Model: Open Access/Peer Reviewed
Start Year: 2016
https://doi.org/10.31248/GJEES2022.129 | Article Number: 59D4614A1 | Vol.8 (1) - February 2023
Received Date: 12 December 2022 | Accepted Date: 03 January 2023 | Published Date: 28 February 2023
Authors: Adamu Ahmed and Ma’aruf Murtala*
Keywords: Climate change, management, Community, Boarder, grazing land
In recent years, climate changes have had serious and unprecedented effects in Nigeria and Niger Republic. These changes range from a rapid decrease in forest resources to social and economic effects with obvious environmental repercussions. This paper examined the effect of climate change on community based grazing land management between the border of Nigeria and the Niger Republic. The focus was made on identifying activities carried out in the area, identifying herders’ encroachment routes and the perceived occurrence of climate change. Thus, data from Focus Group Discussions (FGD) and Questionnaire derived from the inhabitants were collected and analyzed. A total of 1,009 questionnaires out of the 1,020 given were used to collect data for the study. The results revealed that various forms of changing climatic patterns force arable farming into more and more marginal areas.

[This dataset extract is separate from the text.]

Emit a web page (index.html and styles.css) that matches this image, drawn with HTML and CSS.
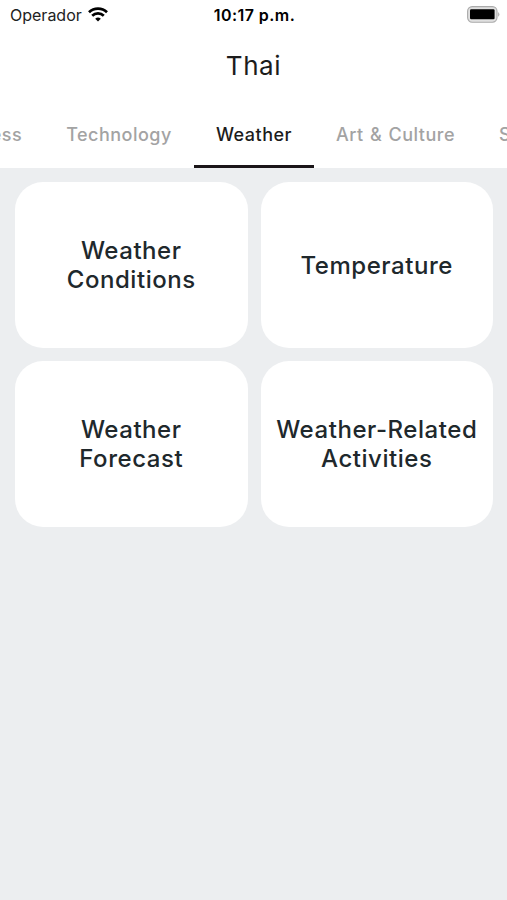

When there is heavy pressure on grazing lands, the animals consume palatable vegetation faster than it can generate, and eventually, no vegetation remains. Continuing overgrazing is detrimental in the study area because it reduces primary productivity, impedes plant growth and survival and consequently alters species composition of the grasses, shrubs and forbs that provide livestock with food. The study further revealed that moderate grazing pressure increased plant diversity and soil and land health. Therefore, good pasture management is a remedy to sustainable utilization, among which proper grazing management serves as the key element of sustainable rangeland restoration. The study further recommends that the conservation of grazing land is the responsibility of all.